Great, let me rebase in the same way and keep fiddling around with it. Thanks!

jdangerx commented 1 year ago

FYI - #42 got merged so you're good to keep working off main @e-belfer

e-belfer commented 1 year ago

@jdangerx @zschira This was working great before the big merge, but now I'm seeing that line 54 in entitites.py, return cls(name=contributor.title, affiliation=contributor.organization) is returning AttributeError: 'dict' object has no attribute 'title when I run --initialize --sandbox on the ferc eqr data.

jdangerx commented 1 year ago

I can take a look at it this afternoon - let me know if you want to pair!

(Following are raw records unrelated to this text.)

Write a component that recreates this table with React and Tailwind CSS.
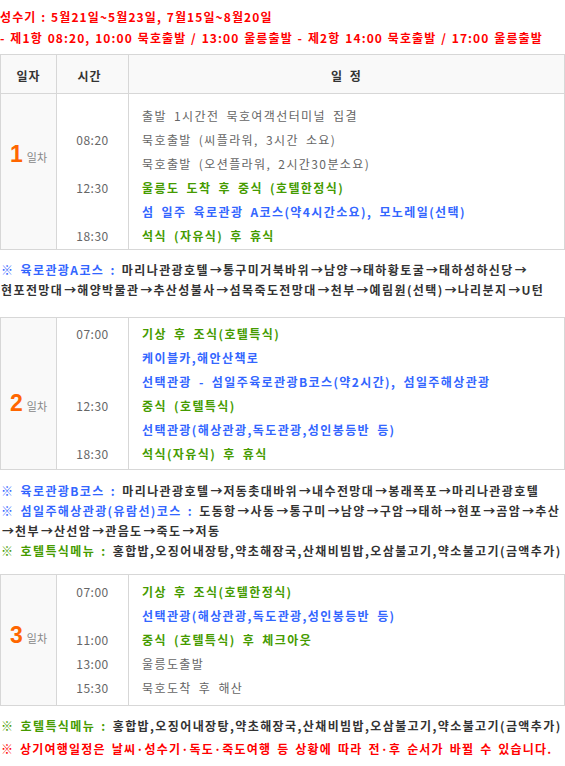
import React from "react";

const G = "text-[#666666]";
const GR = "text-[#459b00] font-bold";
const BL = "text-[#3366ff] font-bold";

const day1 = [
  ["", "출발 1시간전 묵호여객선터미널 집결", G],
  ["08:20", "묵호출발 (씨플라워, 3시간 소요)", G],
  ["", "묵호출발 (오션플라워, 2시간30분소요)", G],
  ["12:30", "울릉도 도착 후 중식 (호텔한정식)", GR],
  ["", "섬 일주 육로관광 A코스(약4시간소요), 모노레일(선택)", BL],
  ["18:30", "석식 (자유식) 후 휴식", GR],
];
const day2 = [
  ["07:00", "기상 후 조식(호텔특식)", GR],
  ["", "케이블카,해안산책로", BL],
  ["", "선택관광 - 섬일주육로관광B코스(약2시간), 섬일주해상관광", BL],
  ["12:30", "중식 (호텔특식)", GR],
  ["", "선택관광(해상관광,독도관광,성인봉등반 등)", BL],
  ["18:30", "석식(자유식) 후 휴식", GR],
];
const day3 = [
  ["07:00", "기상 후 조식(호텔한정식)", GR],
  ["", "선택관광(해상관광,독도관광,성인봉등반 등)", BL],
  ["11:00", "중식 (호텔특식) 후 체크아웃", GR],
  ["13:00", "울릉도출발", G],
  ["15:30", "묵호도착 후 해산", G],
];

function Arrows({ text }) {
  const parts = text.split("→");
  return (
    <>
      {parts.map((p, i) => (
        <React.Fragment key={i}>
          {i > 0 && <span className="inline-block w-[14px] text-center tracking-[0px]">→</span>}
          {p}
        </React.Fragment>
      ))}
    </>
  );
}

function DayLabel({ n, top }) {
  return (
    <div className={`flex justify-center ${top}`}>
      <div className="flex items-end gap-[4px]">
        <span className="font-['Liberation_Sans',sans-serif] font-bold text-[23px] leading-[17px] text-[#ff6600] tracking-[0px]">
          {n}
        </span>
        <span className="text-[11px] leading-[11px] text-[#888888] tracking-[0px]">일차</span>
      </div>
    </div>
  );
}

function DayRows({ rows, pad }) {
  return (
    <>
      <div className={`border-r border-[#d7d7d7] ${pad}`}>
        {rows.map((r, i) => (
          <div key={i} className="h-[24px] leading-[24px] text-center text-[#666666] tracking-[0.5px]">
            {r[0]}
          </div>
        ))}
      </div>
      <div className={`pl-[13px] ${pad}`}>
        {rows.map((r, i) => (
          <div
            key={i}
            className={`h-[24px] leading-[24px] whitespace-nowrap tracking-[1.4px] [word-spacing:3px] ${r[2]}`}
          >
            {r[1]}
          </div>
        ))}
      </div>
    </>
  );
}

function Note({ label, color, children }) {
  return (
    <div className="whitespace-nowrap">
      <span className={color}>{label}</span>
      <span className="text-[#333333]">
        {" "}
        <Arrows text={children} />
      </span>
    </div>
  );
}

export default function App() {
  return (
    <div className="w-[565px] bg-white font-['Noto_Sans_CJK_KR','Noto_Sans',sans-serif] text-[12px]">
      <div className="pt-[6px] text-[#ff0000] font-bold leading-[21px] tracking-[1.1px] [word-spacing:1px] whitespace-nowrap">
        <div>성수기 : 5월21일~5월23일, 7월15일~8월20일</div>
        <div>- 제1항 08:20, 10:00 묵호출발 / 13:00 울릉출발 - 제2항 14:00 묵호출발 / 17:00 울릉출발</div>
      </div>

      {/* header + day1 */}
      <div className="mt-[6px] border border-[#d7d7d7]">
        <div className="grid grid-cols-[56px_72px_1fr] bg-[#f9f9f9] border-b border-[#d7d7d7] h-[39px] font-bold text-[#333333]">
          <div className="border-r border-[#d7d7d7] flex items-center justify-center pt-[3px] tracking-[1px]">일자</div>
          <div className="border-r border-[#d7d7d7] flex items-center justify-center pt-[3px] pr-[6px] tracking-[1px]">시간</div>
          <div className="flex items-center justify-center pt-[3px] tracking-[1px] [word-spacing:3px]">일 정</div>
        </div>
        <div className="grid grid-cols-[56px_72px_1fr]">
          <div className="bg-[#f9f9f9] border-r border-[#d7d7d7]">
            <DayLabel n="1" top="pt-[52px]" />
          </div>
          <DayRows rows={day1} pad="pt-[10px] pb-[1px]" />
        </div>
      </div>

      <div className="mt-[10px] font-bold leading-[20px] tracking-[1.4px] [word-spacing:2px] pl-[1px]">
        <Note label="※ 육로관광A코스 :" color="text-[#3366ff]">
          마리나관광호텔→통구미거북바위→남양→태하황토굴→태하성하신당→
        </Note>
        <div className="whitespace-nowrap text-[#333333]">
          <Arrows text="현포전망대→해양박물관→추산성불사→섬목죽도전망대→천부→예림원(선택)→나리분지→U턴" />
        </div>
      </div>

      {/* day2 */}
      <div className="mt-[17px] border border-[#d7d7d7]">
        <div className="grid grid-cols-[56px_72px_1fr]">
          <div className="bg-[#f9f9f9] border-r border-[#d7d7d7]">
            <DayLabel n="2" top="pt-[77px]" />
          </div>
          <DayRows rows={day2} pad="pt-[4px] pb-[3px]" />
        </div>
      </div>

      <div className="mt-[11px] font-bold leading-[20px] tracking-[1.4px] [word-spacing:2px] pl-[1px]">
        <Note label="※ 육로관광B코스 :" color="text-[#3366ff]">
          마리나관광호텔→저동촛대바위→내수전망대→봉래폭포→마리나관광호텔
        </Note>
        <Note label="※ 섬일주해상관광(유람선)코스 :" color="text-[#3366ff]">
          도동항→사동→통구미→남양→구암→태하→현포→곰암→추산
        </Note>
        <div className="whitespace-nowrap text-[#333333]">
          <Arrows text="→천부→산선암→관음도→죽도→저동" />
        </div>
        <Note label="※ 호텔특식메뉴 :" color="text-[#459b00]">
          홍합밥,오징어내장탕,약초해장국,산채비빔밥,오삼불고기,약소불고기(금액추가)
        </Note>
      </div>

      {/* day3 */}
      <div className="mt-[13px] border border-[#d7d7d7]">
        <div className="grid grid-cols-[56px_72px_1fr]">
          <div className="bg-[#f9f9f9] border-r border-[#d7d7d7]">
            <DayLabel n="3" top="pt-[52px]" />
          </div>
          <DayRows rows={day3} pad="pt-[5px] pb-[5px]" />
        </div>
      </div>

      <div className="mt-[8px] font-bold leading-[23px] tracking-[1.4px] [word-spacing:2px] pl-[1px] pb-[6px]">
        <Note label="※ 호텔특식메뉴 :" color="text-[#459b00]">
          홍합밥,오징어내장탕,약초해장국,산채비빔밥,오삼불고기,약소불고기(금액추가)
        </Note>
        <div className="whitespace-nowrap text-[#ff0000] tracking-[1.2px]">
          ※ 상기여행일정은 날씨·성수기·독도·죽도여행 등 상황에 따라 전·후 순서가 바뀔 수 있습니다.
        </div>
      </div>
    </div>
  );
}
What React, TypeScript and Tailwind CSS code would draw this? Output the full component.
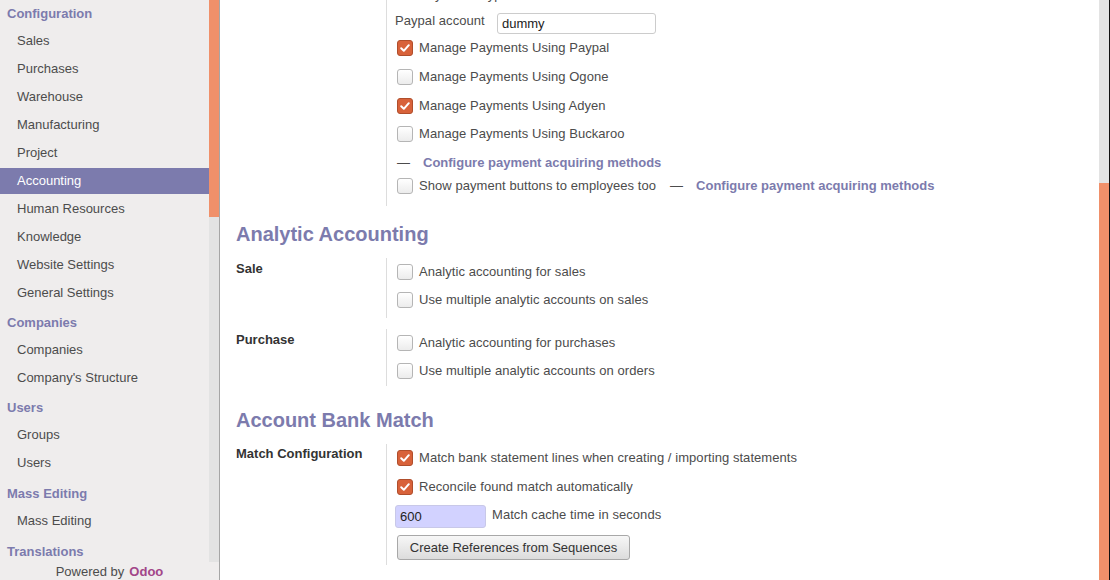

@jdangerx https://github.com/jdangerx @zschira https://github.com/zschira This was working great before the big merge, but now I'm seeing that line 54 in entitites.py, return cls(name=contributor.title, affiliation=contributor.organization) is returning AttributeError: 'dict' object has no attribute 'title when I run --initialize --sandbox on the ferc eqr data.

— Reply to this email directly, view it on GitHub https://github.com/catalyst-cooperative/pudl-archiver/issues/38#issuecomment-1408740746, or unsubscribe https://github.com/notifications/unsubscribe-auth/AATBKMU25L5ULC6XXYXU36TWU7HKDANCNFSM6AAAAAAUHXKL2I . You are receiving this because you were mentioned.Message ID: @.***>

zschira commented 1 year ago

@e-belfer and @jdangerx it looks like what's on ferceqr came from an earlier commit from the small-fixes branch. On ferceqr in entities.py there's the line:

creators = [
    DepositionCreator.from_contributor(CONTRIBUTORS["catalyst-cooperative"])
]

It should be:

creators = [
    DepositionCreator.from_contributor(
        Contributor.from_id("catalyst-cooperative")
    )
]

This change should fix the issue. I think this is just a git issue, and if you get the latest from main you should be good to go.

e-belfer commented 1 year ago

Absolutely, my error in rebasing. Fixed, thanks!

e-belfer commented 1 year ago

@jdangerx @zschira Are there any other remaining fundamental permissions issues that are not behaving as expected? If not, I'll go ahead and close out the issue.

jdangerx commented 1 year ago

I think this is behaving as expected!